__Dataset records__.
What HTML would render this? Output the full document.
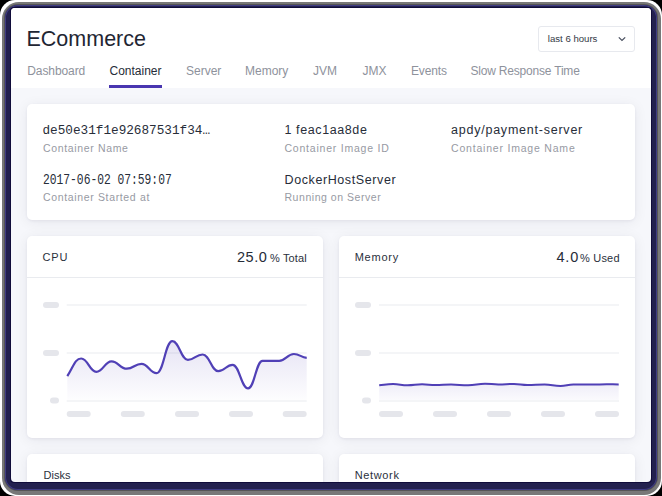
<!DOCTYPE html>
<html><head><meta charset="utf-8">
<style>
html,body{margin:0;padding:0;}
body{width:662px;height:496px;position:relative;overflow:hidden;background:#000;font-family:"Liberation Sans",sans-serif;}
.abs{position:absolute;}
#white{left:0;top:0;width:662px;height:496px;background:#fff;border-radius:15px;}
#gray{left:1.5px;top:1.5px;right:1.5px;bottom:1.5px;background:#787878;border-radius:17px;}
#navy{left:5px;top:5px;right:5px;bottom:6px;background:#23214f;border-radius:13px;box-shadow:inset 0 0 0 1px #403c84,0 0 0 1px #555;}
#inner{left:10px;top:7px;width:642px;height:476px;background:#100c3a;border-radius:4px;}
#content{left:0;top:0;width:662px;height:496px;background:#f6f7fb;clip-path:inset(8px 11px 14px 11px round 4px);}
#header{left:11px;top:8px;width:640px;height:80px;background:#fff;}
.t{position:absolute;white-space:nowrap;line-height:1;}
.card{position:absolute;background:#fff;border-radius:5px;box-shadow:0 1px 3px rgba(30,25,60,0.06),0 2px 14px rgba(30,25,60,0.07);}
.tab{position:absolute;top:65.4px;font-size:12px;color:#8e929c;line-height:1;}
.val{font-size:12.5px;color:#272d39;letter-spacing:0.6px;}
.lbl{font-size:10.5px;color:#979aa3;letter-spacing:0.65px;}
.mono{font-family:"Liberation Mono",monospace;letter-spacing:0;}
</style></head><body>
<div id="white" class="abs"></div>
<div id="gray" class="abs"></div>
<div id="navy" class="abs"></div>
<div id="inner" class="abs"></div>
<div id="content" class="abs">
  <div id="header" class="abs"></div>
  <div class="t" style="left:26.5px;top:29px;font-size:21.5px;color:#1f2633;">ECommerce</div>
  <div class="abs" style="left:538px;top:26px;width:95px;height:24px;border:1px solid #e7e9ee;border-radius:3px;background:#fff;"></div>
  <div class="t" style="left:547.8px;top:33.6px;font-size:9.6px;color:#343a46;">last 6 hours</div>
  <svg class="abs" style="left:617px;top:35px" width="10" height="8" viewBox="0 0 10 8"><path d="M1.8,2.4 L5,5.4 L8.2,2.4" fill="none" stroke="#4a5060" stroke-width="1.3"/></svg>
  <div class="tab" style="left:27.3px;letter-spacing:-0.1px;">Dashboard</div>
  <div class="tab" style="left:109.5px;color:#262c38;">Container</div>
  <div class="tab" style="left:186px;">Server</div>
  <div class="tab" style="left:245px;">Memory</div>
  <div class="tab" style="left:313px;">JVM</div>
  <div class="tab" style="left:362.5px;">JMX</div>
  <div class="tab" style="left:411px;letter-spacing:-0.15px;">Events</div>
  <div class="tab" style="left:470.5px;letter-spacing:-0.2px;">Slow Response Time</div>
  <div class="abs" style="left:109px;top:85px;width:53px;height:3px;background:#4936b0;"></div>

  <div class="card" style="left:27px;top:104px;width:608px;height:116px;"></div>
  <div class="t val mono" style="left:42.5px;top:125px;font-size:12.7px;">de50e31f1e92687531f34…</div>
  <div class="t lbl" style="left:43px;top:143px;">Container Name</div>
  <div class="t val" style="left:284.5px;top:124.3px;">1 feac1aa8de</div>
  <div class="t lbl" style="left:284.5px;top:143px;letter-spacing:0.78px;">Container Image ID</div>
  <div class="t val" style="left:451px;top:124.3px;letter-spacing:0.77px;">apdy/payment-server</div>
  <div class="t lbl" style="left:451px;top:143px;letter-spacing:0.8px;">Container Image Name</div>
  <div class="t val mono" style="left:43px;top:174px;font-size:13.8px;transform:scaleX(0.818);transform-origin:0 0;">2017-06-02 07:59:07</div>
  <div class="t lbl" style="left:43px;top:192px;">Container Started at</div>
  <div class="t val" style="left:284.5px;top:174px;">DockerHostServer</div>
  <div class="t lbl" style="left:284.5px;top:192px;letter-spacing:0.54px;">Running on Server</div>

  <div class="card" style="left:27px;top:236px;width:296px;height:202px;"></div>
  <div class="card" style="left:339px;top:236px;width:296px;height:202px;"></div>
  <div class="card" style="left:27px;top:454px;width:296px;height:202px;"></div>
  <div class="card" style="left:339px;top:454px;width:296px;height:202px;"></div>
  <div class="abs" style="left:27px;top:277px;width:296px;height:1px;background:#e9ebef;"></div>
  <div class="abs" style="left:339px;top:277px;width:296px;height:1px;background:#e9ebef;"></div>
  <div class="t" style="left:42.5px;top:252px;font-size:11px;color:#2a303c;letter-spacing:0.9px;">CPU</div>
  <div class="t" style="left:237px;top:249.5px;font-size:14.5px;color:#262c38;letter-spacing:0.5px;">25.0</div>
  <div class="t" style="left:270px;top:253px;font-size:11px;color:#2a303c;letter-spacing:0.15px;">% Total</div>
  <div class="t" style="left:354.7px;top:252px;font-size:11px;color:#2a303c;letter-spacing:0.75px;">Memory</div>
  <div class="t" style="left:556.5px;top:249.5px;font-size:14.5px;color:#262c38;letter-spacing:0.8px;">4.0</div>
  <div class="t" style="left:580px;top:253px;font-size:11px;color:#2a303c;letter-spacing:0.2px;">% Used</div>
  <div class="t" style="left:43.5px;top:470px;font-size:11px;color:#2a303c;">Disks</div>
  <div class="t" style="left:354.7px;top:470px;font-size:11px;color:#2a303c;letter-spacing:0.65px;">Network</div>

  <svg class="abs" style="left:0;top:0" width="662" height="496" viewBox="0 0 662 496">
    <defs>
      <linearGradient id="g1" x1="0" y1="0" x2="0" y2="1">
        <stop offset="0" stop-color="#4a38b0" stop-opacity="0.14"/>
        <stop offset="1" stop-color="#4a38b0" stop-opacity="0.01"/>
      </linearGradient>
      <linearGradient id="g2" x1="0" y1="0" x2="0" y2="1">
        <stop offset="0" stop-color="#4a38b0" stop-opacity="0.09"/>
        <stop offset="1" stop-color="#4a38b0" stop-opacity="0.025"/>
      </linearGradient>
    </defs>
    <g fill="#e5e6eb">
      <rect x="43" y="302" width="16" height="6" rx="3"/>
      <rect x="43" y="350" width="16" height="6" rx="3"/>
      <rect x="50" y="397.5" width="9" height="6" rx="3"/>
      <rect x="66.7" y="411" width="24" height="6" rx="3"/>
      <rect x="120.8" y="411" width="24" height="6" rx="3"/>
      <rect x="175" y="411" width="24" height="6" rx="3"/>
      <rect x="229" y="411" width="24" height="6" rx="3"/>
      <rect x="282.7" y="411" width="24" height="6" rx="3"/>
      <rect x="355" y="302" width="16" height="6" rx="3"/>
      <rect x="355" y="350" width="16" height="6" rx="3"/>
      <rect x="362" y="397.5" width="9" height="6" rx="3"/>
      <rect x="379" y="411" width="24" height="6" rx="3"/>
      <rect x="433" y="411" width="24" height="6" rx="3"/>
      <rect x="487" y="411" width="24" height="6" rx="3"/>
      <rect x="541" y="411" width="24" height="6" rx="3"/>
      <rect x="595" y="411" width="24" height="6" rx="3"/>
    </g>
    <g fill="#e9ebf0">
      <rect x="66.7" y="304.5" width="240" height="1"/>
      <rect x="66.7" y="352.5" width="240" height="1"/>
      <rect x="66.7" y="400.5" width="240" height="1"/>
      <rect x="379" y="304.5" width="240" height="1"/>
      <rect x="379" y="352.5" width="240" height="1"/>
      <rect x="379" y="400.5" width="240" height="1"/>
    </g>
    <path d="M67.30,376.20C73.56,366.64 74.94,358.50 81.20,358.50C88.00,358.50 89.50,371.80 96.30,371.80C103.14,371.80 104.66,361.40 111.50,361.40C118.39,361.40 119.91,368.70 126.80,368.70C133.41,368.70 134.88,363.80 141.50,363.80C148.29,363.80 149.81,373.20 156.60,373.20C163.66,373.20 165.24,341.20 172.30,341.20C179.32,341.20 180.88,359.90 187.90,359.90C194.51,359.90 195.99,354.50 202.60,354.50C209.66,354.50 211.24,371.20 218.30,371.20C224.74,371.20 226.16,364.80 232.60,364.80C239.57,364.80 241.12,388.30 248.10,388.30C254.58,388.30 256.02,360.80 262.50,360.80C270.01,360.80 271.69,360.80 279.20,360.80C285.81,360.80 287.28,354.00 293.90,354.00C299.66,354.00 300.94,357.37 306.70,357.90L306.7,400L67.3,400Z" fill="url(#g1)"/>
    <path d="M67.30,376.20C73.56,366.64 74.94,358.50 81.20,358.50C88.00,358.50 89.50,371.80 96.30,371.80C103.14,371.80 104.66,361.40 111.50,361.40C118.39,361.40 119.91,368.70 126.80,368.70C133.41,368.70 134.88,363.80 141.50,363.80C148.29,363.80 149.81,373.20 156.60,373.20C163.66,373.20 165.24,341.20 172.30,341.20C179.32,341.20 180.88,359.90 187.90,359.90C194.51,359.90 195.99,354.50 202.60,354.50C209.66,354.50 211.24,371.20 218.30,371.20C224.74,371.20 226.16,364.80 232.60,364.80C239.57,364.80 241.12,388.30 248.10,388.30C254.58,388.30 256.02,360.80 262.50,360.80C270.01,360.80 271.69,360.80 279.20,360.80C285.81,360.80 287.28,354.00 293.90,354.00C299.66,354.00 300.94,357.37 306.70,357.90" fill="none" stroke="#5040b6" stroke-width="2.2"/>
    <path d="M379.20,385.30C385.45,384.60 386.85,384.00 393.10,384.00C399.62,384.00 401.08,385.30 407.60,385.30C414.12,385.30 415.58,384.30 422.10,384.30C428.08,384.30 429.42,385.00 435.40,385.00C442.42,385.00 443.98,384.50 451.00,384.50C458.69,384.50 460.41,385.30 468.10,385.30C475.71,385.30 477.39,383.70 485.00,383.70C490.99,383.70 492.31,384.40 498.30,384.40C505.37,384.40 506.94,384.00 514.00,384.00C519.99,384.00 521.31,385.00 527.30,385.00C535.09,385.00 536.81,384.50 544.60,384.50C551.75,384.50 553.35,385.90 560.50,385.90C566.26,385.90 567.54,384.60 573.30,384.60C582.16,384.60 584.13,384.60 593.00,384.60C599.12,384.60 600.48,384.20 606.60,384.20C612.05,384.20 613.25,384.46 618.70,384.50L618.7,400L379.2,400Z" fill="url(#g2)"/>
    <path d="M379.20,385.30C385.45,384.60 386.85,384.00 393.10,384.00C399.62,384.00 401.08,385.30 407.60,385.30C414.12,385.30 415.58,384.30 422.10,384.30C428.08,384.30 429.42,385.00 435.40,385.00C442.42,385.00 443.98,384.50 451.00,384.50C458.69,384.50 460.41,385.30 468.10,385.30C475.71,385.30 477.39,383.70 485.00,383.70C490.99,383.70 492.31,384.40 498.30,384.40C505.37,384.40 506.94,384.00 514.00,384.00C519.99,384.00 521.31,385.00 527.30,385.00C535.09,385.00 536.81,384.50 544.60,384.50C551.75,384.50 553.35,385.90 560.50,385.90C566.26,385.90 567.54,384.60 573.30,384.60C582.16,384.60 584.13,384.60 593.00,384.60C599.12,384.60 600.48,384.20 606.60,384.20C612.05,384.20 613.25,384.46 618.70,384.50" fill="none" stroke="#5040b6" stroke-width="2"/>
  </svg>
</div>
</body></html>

--

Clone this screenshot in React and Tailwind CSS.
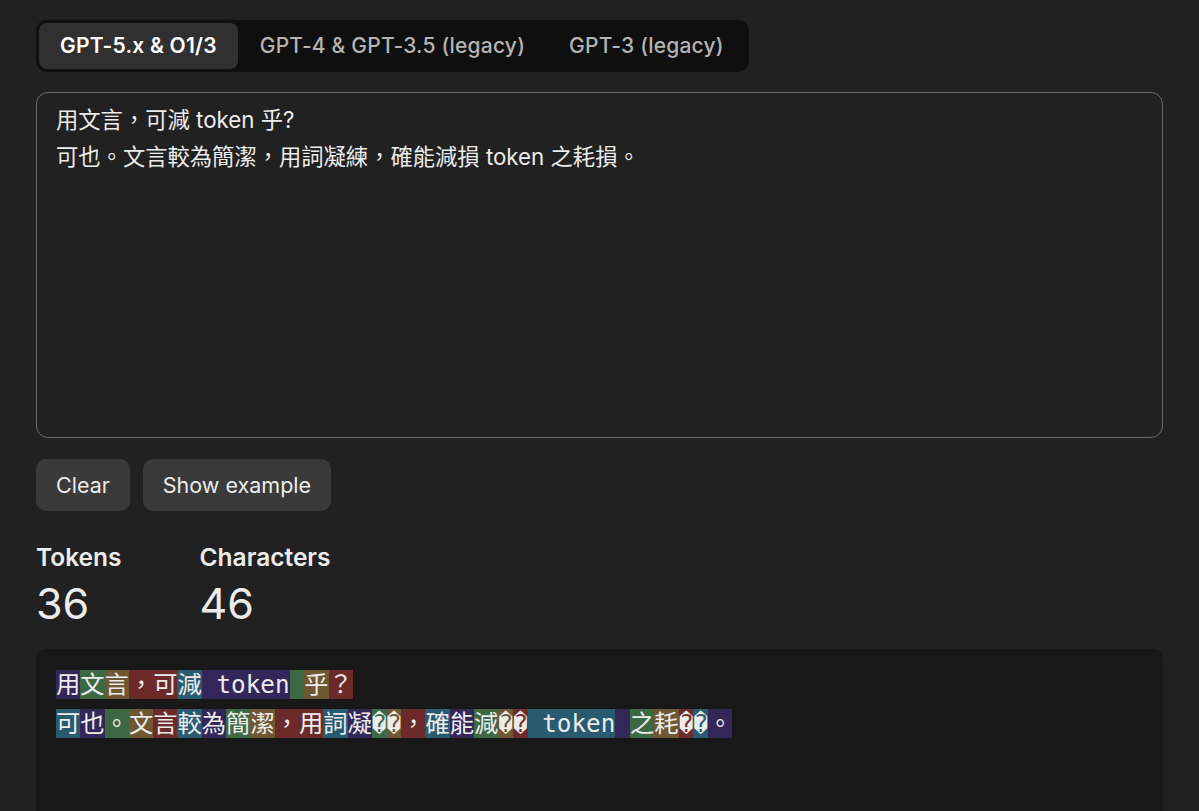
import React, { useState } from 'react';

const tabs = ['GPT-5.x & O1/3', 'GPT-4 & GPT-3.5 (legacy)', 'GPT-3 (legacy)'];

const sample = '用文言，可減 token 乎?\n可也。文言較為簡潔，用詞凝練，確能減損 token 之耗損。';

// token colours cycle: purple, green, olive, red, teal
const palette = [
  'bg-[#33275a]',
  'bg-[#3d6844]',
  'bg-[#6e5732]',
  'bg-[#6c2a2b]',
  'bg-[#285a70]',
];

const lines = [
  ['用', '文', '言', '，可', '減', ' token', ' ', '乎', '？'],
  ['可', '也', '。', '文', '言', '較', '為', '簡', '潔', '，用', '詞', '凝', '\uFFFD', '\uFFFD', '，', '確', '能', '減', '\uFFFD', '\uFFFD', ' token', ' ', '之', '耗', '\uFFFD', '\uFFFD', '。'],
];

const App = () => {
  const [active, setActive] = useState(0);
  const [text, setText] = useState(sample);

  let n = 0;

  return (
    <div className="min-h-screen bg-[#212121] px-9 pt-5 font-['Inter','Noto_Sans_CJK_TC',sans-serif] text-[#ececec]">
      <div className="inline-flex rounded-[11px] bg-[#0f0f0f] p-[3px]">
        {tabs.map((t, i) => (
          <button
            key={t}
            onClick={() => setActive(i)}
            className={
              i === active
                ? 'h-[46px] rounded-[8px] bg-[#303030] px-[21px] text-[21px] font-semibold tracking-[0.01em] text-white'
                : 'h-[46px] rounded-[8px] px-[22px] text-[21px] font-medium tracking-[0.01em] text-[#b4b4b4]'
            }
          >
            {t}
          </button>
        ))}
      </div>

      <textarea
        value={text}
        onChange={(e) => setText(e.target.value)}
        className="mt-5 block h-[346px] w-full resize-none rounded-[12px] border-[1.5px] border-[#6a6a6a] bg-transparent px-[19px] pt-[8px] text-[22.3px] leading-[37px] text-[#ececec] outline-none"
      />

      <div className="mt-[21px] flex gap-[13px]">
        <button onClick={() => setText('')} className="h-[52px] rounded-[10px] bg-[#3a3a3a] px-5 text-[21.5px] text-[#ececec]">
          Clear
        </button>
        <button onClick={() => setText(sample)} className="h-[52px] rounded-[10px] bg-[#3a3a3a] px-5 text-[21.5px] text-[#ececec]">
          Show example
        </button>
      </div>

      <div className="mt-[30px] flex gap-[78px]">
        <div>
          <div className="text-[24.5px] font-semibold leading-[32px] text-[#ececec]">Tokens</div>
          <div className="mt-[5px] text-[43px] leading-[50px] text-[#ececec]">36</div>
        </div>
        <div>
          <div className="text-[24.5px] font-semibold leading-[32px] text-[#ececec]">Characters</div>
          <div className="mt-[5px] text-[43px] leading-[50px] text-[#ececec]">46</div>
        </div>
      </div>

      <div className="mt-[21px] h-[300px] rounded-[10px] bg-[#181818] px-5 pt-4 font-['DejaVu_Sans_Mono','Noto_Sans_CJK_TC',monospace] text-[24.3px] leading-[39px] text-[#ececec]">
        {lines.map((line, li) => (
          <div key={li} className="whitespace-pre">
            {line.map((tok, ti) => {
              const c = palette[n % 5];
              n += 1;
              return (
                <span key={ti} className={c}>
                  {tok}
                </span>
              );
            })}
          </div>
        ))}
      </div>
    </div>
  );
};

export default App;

__What is asked__. Reproduce each line from the records that contains the word "full".

__Written answer__.
What HTML would render this? Output the full document.
        className="mt-5 block h-[346px] w-full resize-none rounded-[12px] border-[1.5px] border-[#6a6a6a] bg-transparent px-[19px] pt-[8px] text-[22.3px] leading-[37px] text-[#ececec] outline-none"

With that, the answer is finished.